What is asked:
Both the line containing "What React, TypeScript" and the line containing "import React from" are part of the range to copy, along with every line between them. Copy it exactly and leave out the pictures.

* * * * * * *

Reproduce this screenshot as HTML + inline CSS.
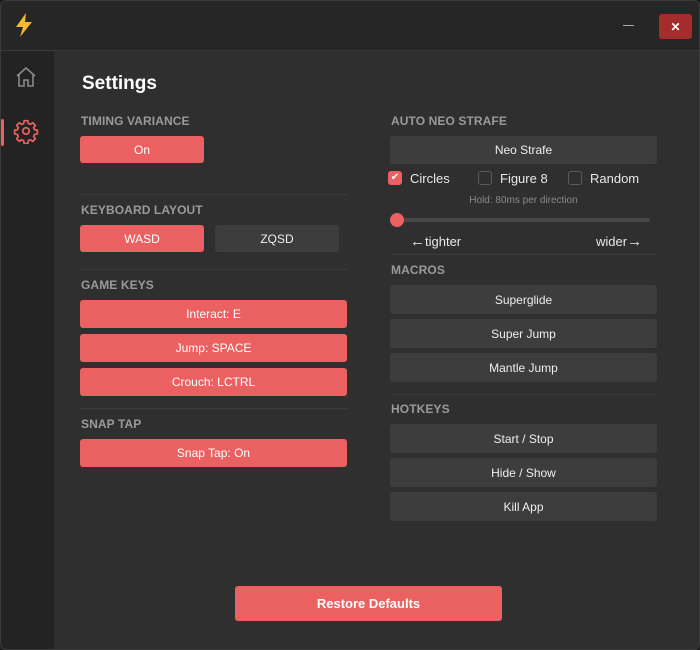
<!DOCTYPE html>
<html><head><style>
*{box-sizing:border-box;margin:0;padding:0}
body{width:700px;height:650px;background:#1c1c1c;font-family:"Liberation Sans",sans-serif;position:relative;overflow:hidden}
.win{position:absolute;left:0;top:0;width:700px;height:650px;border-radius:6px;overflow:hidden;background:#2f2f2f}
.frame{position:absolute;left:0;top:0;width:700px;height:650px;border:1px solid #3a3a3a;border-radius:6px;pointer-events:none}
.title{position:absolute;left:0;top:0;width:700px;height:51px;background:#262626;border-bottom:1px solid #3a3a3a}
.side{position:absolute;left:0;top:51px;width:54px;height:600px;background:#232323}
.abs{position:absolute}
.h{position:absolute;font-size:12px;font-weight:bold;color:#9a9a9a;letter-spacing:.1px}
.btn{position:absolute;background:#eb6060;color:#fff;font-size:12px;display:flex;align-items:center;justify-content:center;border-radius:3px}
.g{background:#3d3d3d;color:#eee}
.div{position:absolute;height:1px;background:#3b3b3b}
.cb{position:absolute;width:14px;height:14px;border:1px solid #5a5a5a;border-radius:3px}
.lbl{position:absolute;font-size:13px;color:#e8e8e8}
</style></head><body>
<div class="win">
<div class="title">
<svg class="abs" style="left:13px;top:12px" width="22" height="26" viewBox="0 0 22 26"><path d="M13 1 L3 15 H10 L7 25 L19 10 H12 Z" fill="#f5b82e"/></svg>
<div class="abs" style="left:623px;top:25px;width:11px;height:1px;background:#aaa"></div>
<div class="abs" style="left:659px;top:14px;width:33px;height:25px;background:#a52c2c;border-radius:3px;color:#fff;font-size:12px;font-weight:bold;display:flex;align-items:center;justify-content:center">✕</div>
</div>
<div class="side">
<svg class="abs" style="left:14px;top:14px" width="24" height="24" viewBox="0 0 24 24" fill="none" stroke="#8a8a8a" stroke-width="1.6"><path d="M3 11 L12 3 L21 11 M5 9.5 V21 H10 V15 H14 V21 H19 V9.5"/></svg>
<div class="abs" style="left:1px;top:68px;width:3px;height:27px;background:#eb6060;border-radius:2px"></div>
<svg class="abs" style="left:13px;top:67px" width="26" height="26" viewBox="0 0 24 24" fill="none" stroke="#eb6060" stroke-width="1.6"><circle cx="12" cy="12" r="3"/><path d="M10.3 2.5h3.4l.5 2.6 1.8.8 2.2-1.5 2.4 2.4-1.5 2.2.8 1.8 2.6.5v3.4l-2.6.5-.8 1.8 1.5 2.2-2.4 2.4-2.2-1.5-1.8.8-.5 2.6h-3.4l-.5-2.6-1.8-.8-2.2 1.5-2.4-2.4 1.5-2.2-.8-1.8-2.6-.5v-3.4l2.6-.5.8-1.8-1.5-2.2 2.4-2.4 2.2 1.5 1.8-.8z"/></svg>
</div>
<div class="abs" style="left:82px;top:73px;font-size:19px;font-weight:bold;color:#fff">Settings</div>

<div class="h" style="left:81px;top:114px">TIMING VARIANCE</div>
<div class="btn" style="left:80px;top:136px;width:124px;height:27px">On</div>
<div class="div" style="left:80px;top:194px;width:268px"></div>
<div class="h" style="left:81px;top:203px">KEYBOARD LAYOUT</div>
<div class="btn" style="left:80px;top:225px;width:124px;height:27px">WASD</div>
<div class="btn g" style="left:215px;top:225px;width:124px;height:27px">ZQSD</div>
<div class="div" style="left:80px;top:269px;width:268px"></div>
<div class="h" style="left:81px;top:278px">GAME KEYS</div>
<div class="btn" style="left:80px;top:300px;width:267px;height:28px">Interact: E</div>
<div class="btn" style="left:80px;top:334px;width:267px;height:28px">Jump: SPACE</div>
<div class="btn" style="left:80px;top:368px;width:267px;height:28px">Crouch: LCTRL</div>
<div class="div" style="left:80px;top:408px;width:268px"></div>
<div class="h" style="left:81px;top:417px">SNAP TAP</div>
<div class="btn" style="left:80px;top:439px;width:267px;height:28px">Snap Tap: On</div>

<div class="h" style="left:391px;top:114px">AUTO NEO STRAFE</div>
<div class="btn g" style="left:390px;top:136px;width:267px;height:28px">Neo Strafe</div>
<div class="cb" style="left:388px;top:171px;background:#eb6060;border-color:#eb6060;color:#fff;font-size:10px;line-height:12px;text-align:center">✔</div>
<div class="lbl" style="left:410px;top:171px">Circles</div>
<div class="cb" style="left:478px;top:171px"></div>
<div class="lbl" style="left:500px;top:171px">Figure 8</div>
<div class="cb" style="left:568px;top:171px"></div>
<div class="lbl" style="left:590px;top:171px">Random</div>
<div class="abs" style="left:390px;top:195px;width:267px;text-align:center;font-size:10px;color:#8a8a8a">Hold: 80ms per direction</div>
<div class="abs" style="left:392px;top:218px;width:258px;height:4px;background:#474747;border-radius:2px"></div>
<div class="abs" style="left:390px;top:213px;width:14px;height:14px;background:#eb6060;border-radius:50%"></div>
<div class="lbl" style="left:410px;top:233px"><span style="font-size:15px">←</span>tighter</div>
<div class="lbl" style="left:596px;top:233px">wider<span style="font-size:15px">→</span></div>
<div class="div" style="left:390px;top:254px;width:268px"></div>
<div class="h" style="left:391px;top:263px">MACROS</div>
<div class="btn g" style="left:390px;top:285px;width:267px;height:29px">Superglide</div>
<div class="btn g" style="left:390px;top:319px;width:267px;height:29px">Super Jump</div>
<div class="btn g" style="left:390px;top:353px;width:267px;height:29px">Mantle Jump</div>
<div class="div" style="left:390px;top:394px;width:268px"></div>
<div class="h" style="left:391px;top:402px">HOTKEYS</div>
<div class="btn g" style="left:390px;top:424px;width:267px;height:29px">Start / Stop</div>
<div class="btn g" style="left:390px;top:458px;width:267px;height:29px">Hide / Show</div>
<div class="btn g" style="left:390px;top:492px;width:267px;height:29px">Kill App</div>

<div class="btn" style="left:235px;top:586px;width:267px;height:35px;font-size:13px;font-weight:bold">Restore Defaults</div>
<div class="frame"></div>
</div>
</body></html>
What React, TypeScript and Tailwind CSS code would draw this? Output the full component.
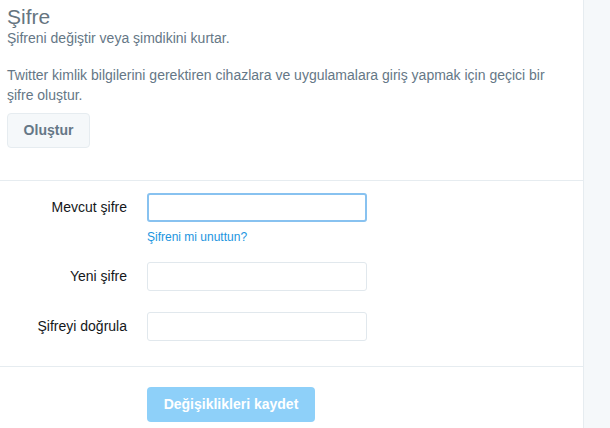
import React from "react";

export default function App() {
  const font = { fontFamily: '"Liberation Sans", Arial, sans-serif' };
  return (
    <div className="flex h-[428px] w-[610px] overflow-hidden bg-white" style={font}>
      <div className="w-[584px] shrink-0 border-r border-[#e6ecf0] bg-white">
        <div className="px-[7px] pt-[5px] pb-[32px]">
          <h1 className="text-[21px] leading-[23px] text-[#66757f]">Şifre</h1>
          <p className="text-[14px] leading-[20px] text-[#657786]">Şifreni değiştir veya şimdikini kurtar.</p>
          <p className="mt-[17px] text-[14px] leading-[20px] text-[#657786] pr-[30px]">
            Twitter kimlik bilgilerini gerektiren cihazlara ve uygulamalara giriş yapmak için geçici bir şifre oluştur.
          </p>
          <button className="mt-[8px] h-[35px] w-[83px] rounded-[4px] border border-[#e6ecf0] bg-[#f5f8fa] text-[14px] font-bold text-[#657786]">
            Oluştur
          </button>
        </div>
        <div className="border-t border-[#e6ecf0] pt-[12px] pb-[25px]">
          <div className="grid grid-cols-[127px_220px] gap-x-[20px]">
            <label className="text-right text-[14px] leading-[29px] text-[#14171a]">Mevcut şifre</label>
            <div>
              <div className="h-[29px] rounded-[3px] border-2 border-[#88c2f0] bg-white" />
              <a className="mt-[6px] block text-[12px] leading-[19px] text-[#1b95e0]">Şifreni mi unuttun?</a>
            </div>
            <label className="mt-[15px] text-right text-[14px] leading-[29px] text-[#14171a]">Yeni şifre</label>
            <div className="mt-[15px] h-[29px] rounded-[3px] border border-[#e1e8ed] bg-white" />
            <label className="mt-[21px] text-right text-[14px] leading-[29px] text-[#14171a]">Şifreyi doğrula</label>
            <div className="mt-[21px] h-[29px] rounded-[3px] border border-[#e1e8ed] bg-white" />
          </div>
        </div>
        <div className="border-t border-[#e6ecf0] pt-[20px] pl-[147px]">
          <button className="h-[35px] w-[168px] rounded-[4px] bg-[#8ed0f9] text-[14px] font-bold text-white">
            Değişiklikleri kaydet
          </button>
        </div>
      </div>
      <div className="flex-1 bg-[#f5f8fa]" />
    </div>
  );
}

* * * * * * *

Result below:
What React, TypeScript and Tailwind CSS code would draw this? Output the full component.
import React from "react";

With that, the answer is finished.